**Stated task:** Report back each line of the records that contains the string "this".

**Recorded data:**
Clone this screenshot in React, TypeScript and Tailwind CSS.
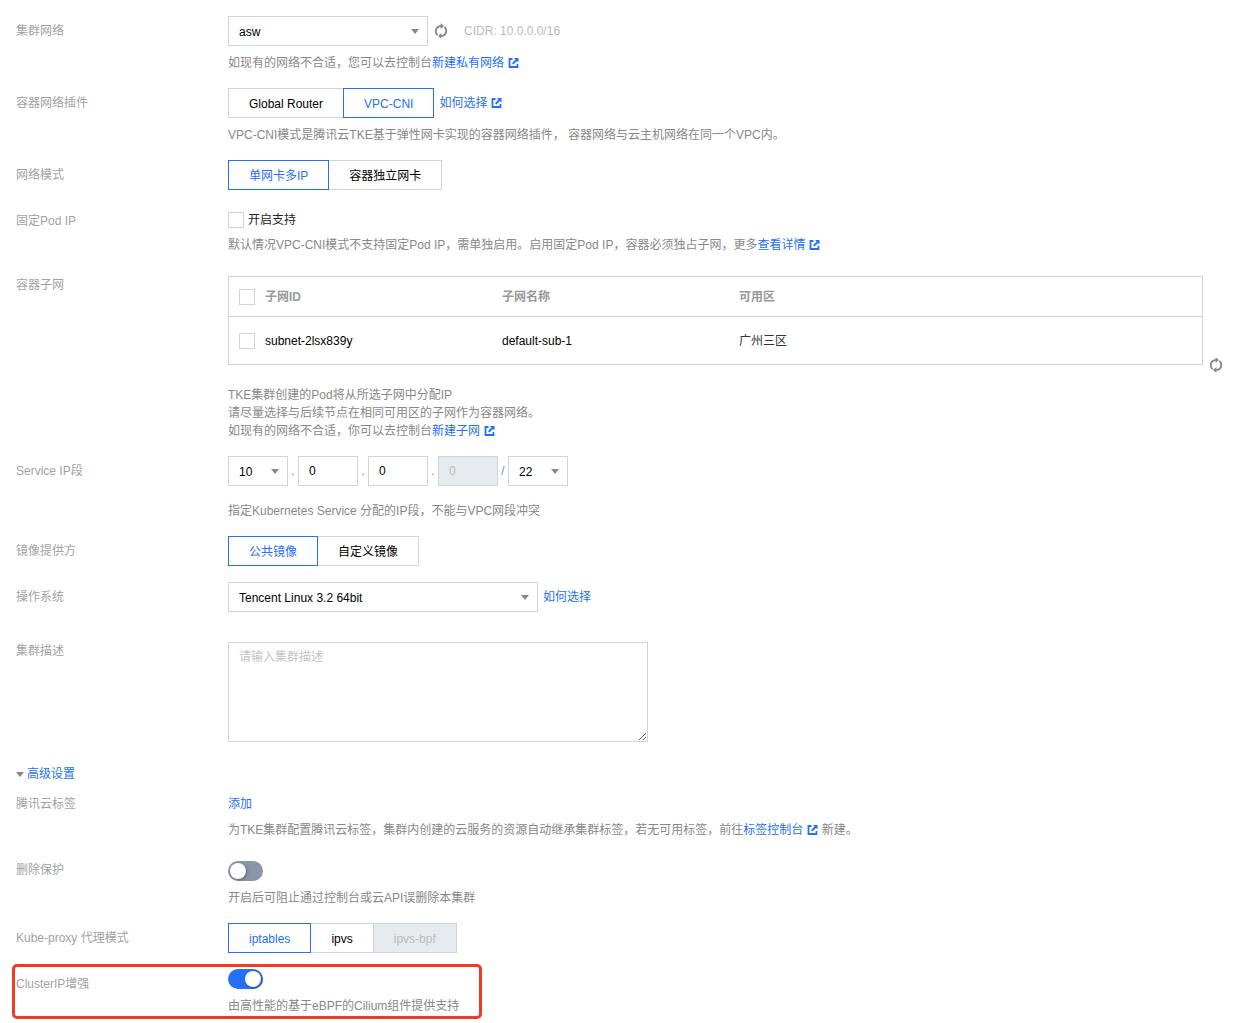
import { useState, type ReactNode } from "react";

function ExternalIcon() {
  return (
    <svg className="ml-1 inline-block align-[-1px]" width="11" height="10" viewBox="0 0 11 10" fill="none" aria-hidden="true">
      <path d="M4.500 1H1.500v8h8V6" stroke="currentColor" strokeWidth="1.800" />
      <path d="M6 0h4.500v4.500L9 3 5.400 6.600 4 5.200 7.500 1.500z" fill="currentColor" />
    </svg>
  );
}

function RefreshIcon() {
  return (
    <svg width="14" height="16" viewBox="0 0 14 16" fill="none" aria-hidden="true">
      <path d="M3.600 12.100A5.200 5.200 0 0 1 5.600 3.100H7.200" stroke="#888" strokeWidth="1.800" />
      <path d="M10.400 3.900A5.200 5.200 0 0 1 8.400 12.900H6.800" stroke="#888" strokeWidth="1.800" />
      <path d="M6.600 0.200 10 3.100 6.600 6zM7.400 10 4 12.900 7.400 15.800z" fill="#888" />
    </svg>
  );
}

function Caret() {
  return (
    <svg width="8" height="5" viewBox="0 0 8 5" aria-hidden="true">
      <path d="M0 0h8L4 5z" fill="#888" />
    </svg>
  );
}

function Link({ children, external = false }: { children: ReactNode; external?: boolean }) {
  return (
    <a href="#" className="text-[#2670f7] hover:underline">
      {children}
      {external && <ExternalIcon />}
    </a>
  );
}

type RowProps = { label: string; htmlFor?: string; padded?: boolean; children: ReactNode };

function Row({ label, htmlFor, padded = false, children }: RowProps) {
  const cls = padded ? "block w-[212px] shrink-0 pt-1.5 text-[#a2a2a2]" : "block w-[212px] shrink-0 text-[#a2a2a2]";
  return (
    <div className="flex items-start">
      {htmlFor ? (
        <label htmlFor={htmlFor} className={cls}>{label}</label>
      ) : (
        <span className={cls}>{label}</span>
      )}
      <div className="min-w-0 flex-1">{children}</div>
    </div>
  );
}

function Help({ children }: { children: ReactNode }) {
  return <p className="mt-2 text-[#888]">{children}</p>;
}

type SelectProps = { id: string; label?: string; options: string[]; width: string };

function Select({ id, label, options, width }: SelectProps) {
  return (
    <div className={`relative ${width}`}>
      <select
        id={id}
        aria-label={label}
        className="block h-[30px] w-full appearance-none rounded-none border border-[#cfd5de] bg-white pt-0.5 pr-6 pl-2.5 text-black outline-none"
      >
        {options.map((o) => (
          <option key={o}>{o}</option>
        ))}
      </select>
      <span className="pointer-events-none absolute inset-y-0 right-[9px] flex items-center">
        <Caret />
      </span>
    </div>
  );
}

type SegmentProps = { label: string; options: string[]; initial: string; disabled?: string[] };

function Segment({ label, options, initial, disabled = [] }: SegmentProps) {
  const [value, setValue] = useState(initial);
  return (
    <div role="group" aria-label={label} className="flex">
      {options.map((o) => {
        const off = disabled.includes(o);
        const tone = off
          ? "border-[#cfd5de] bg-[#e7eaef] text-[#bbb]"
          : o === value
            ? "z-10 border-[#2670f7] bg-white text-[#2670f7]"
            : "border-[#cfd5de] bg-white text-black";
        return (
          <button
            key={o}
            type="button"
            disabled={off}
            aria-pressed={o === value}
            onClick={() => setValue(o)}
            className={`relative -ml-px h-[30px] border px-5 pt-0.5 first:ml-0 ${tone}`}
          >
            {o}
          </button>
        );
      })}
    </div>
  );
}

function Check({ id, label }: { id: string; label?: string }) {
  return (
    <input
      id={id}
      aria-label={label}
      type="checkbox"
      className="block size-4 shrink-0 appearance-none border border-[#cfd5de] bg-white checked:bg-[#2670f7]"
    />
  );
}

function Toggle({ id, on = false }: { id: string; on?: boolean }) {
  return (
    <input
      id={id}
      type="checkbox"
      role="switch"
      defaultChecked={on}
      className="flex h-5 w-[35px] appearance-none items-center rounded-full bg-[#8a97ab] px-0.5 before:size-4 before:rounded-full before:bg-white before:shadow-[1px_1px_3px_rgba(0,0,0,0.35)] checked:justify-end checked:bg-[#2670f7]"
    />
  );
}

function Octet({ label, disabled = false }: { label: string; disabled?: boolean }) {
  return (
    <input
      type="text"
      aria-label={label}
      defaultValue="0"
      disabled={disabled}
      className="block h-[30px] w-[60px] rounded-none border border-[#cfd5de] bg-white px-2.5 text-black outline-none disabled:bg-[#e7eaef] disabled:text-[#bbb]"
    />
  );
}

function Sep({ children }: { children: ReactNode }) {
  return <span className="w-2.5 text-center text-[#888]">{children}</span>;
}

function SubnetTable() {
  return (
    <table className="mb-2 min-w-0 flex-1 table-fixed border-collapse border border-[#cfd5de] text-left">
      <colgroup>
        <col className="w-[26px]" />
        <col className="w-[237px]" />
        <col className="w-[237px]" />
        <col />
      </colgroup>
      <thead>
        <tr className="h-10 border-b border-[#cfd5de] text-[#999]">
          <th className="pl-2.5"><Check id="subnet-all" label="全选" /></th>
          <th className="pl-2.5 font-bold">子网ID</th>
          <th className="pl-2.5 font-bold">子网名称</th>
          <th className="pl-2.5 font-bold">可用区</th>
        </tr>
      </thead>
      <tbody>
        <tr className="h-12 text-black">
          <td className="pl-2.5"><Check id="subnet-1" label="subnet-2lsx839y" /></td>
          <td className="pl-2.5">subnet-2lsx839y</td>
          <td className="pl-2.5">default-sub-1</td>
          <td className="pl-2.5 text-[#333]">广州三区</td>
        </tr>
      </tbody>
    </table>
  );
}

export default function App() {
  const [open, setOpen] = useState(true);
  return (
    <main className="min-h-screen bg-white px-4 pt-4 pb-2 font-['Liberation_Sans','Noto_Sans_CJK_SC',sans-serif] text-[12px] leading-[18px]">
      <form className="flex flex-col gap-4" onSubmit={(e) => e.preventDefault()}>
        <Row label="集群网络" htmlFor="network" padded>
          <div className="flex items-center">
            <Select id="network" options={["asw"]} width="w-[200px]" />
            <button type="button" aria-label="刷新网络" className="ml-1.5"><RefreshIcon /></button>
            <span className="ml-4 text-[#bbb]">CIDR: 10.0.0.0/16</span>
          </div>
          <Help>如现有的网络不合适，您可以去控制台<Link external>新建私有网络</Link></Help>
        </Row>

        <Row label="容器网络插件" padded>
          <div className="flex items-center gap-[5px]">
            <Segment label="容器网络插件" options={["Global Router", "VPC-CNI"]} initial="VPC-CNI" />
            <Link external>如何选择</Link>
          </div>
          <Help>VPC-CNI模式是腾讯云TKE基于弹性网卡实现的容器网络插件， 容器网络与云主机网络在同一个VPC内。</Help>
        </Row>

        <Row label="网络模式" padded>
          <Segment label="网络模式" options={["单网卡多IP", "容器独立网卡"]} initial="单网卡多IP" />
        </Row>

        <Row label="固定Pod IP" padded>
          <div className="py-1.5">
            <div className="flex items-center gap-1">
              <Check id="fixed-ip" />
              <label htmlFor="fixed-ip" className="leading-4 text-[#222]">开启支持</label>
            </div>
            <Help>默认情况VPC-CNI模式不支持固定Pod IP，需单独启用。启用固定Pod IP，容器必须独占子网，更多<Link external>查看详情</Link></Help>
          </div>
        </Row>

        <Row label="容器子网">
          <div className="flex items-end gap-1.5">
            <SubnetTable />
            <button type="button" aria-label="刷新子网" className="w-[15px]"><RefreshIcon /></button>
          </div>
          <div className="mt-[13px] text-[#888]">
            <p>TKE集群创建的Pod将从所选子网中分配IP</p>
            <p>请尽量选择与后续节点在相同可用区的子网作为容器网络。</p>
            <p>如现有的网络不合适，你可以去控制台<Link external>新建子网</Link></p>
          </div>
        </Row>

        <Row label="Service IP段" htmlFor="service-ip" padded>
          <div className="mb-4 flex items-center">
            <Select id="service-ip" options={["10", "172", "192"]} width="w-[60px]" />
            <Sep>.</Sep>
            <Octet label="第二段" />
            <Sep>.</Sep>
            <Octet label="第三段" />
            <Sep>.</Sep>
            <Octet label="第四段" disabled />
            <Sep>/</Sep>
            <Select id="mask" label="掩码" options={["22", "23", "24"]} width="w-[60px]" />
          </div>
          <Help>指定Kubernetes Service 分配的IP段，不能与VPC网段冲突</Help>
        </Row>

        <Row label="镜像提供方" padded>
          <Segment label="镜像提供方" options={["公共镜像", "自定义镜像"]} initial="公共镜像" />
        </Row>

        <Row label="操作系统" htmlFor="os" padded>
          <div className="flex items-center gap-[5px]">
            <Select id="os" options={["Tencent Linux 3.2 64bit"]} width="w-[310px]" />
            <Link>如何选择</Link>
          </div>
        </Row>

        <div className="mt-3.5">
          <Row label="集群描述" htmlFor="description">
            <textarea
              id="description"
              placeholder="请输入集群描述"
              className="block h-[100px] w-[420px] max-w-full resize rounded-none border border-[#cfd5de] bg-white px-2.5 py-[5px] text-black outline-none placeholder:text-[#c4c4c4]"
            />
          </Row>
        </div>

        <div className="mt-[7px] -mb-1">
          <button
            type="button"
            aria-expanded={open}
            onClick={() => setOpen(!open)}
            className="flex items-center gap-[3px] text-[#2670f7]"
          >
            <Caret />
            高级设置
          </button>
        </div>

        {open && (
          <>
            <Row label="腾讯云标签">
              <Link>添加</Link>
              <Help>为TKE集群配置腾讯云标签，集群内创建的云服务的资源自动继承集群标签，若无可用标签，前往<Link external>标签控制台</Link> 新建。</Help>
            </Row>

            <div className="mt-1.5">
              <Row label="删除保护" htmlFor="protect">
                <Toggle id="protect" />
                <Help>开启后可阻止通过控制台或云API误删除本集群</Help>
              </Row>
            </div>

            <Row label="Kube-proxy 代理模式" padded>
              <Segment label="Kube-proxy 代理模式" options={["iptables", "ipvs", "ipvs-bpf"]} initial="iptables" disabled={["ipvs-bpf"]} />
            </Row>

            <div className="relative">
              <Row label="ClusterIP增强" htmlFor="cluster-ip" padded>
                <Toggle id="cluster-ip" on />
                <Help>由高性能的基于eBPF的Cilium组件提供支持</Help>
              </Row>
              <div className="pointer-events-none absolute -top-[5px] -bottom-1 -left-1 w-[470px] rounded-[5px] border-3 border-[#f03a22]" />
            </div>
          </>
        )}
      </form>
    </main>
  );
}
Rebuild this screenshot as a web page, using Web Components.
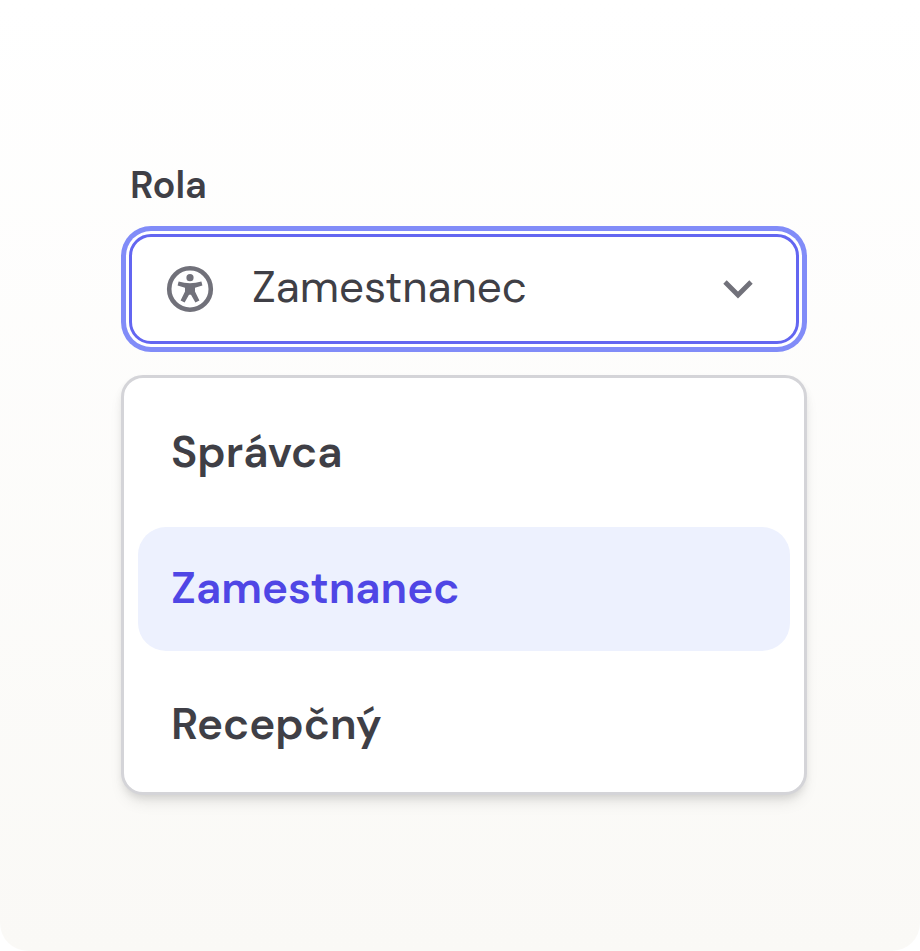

**Complete response:**
Clone this screenshot in React, TypeScript and Tailwind CSS.
Rebuild this screenshot as a web page, using Web Components.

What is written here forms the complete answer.